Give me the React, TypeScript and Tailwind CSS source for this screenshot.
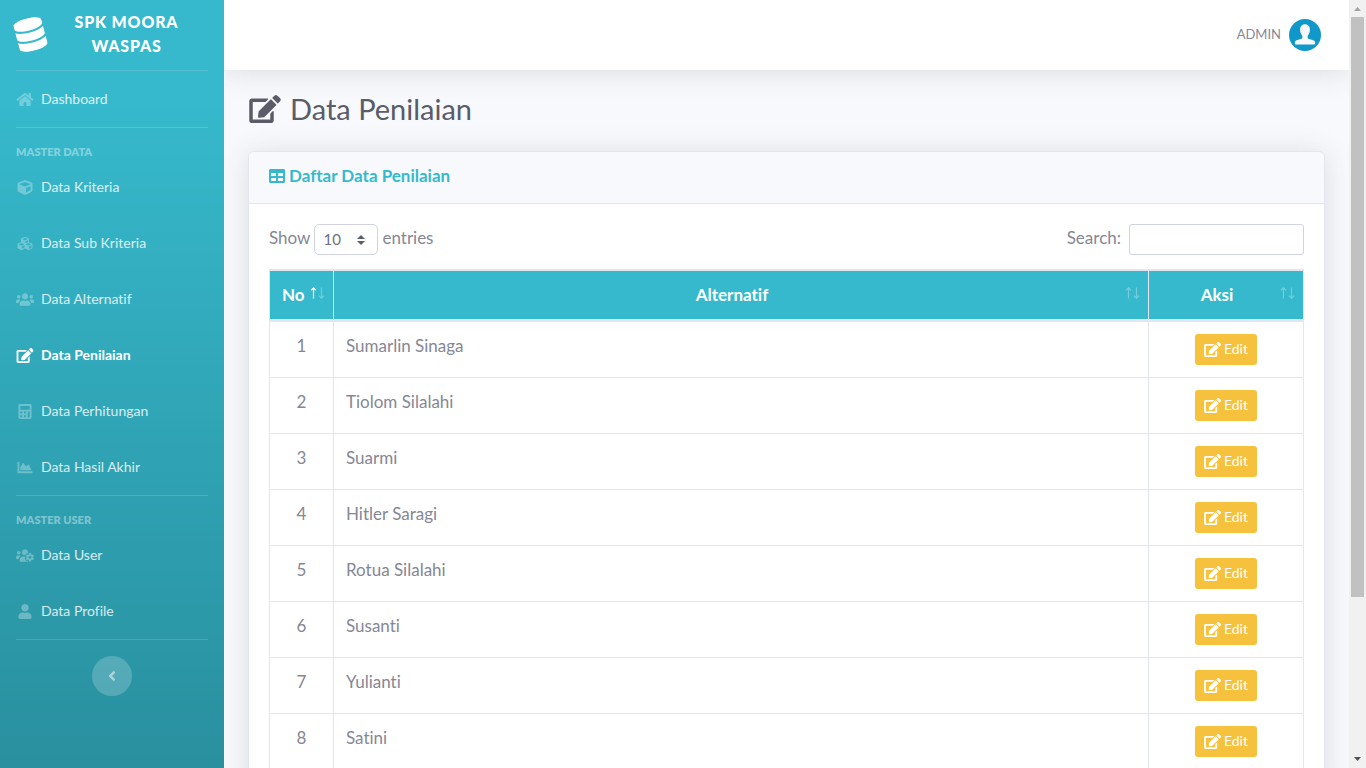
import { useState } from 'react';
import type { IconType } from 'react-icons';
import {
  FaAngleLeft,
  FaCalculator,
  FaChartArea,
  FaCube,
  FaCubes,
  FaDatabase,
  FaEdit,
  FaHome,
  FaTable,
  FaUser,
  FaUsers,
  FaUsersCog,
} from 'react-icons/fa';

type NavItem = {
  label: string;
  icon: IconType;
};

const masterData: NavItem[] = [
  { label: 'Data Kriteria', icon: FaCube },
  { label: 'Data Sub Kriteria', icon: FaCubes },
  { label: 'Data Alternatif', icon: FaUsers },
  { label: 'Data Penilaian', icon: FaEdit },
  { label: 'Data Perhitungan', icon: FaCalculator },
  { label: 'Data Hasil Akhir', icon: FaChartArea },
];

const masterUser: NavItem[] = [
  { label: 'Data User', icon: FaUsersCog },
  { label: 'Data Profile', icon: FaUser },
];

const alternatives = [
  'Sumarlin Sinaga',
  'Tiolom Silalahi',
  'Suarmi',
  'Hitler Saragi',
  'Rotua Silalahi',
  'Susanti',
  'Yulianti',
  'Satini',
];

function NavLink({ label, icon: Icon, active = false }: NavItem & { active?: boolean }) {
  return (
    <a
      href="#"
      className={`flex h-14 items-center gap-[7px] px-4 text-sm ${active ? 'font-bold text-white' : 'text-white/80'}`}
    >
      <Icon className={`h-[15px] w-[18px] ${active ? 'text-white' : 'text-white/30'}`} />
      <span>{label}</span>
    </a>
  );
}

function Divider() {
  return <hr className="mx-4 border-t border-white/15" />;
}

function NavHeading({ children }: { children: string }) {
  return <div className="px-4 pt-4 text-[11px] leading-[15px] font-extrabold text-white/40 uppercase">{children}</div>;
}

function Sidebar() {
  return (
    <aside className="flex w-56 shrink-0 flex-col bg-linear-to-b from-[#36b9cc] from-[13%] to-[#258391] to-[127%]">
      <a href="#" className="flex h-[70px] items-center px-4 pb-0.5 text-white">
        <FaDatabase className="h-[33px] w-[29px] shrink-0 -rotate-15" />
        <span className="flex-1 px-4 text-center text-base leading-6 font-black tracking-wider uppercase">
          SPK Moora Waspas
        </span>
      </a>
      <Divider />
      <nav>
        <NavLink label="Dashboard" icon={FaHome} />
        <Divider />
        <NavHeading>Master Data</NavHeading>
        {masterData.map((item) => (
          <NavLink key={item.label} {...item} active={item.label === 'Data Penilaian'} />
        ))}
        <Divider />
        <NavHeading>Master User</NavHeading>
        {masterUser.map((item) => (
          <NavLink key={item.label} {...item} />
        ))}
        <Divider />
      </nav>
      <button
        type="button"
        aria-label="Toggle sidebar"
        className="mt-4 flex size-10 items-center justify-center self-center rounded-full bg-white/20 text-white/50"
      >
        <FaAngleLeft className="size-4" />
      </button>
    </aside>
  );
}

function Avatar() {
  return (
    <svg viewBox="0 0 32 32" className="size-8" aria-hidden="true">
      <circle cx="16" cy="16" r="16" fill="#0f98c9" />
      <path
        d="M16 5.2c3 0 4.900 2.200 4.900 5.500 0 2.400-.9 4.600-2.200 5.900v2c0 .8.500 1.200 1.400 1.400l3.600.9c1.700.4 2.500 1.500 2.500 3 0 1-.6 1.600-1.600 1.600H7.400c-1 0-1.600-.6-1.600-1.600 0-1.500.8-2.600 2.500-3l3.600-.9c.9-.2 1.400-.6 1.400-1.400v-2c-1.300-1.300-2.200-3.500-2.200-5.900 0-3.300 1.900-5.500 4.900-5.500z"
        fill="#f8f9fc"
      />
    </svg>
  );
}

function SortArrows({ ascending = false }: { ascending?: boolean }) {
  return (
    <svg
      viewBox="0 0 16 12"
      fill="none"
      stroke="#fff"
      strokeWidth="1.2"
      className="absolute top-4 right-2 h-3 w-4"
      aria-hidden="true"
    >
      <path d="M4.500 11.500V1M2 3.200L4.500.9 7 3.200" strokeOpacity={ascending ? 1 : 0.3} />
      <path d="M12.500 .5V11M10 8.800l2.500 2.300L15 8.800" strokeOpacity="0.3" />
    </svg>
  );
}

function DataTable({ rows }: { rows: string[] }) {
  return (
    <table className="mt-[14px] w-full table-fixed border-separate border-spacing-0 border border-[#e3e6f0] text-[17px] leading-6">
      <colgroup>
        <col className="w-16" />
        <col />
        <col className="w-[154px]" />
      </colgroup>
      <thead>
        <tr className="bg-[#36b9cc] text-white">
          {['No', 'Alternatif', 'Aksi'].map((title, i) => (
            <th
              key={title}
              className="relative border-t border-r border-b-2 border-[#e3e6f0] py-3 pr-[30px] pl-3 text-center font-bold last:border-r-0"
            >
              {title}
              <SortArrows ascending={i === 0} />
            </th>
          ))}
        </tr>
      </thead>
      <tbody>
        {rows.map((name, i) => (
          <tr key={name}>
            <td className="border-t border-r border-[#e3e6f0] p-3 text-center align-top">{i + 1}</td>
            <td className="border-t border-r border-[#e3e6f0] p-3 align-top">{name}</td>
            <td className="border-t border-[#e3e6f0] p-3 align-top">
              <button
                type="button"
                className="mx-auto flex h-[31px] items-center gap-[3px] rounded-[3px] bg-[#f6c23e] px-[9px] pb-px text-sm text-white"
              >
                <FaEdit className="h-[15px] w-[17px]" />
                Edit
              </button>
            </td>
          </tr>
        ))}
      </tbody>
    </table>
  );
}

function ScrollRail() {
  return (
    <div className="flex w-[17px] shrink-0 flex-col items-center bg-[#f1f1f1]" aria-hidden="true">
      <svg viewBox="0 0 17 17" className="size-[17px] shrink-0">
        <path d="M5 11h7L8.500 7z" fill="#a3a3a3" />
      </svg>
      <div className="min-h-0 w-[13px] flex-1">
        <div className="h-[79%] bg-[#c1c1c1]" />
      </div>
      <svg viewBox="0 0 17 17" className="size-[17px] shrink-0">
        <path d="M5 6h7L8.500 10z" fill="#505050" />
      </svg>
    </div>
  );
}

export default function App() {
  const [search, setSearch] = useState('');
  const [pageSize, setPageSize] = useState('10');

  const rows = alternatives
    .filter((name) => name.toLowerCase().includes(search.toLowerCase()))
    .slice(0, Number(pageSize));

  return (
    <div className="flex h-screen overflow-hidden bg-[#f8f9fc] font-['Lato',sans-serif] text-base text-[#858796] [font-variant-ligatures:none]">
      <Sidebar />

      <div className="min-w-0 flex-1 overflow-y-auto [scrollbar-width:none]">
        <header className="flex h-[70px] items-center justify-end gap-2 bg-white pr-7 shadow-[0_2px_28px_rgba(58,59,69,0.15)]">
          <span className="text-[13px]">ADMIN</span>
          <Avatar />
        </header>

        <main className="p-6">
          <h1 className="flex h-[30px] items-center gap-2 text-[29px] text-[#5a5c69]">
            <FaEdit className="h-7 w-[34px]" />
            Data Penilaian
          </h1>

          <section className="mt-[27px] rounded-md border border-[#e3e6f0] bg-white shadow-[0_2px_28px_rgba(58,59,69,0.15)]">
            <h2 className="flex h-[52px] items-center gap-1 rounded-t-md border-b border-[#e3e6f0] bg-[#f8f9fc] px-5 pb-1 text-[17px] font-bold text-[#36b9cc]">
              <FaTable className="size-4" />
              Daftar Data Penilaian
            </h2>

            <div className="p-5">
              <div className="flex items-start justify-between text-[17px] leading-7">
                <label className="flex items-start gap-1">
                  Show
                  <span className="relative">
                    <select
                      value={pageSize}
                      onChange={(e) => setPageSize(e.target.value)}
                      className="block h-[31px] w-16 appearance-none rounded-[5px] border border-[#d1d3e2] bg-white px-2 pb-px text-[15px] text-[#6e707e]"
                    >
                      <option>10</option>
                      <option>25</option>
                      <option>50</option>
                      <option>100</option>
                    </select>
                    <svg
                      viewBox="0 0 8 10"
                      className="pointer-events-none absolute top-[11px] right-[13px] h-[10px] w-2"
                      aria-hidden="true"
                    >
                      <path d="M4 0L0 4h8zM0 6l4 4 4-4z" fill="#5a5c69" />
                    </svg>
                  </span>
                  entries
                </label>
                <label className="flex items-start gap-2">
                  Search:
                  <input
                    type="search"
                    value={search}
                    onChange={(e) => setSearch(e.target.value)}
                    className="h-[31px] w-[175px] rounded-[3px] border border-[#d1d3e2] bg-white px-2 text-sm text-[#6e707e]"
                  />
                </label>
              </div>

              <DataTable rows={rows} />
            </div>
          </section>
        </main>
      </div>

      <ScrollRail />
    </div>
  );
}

...

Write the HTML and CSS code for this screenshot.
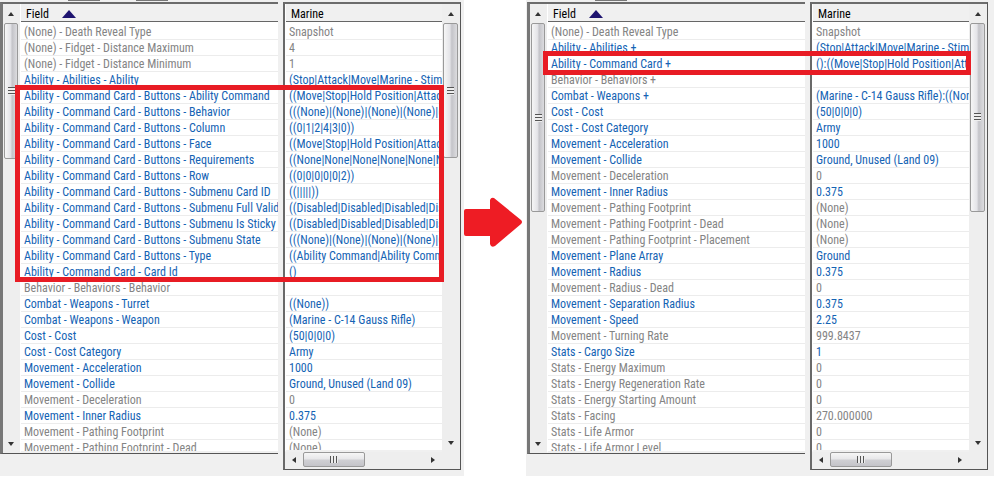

### Exercise
Pick out each line containing the string "screenshot" and copy it.

### Full answer
Give me the React, TypeScript and Tailwind CSS source for this screenshot.
Write the HTML and CSS code for this screenshot.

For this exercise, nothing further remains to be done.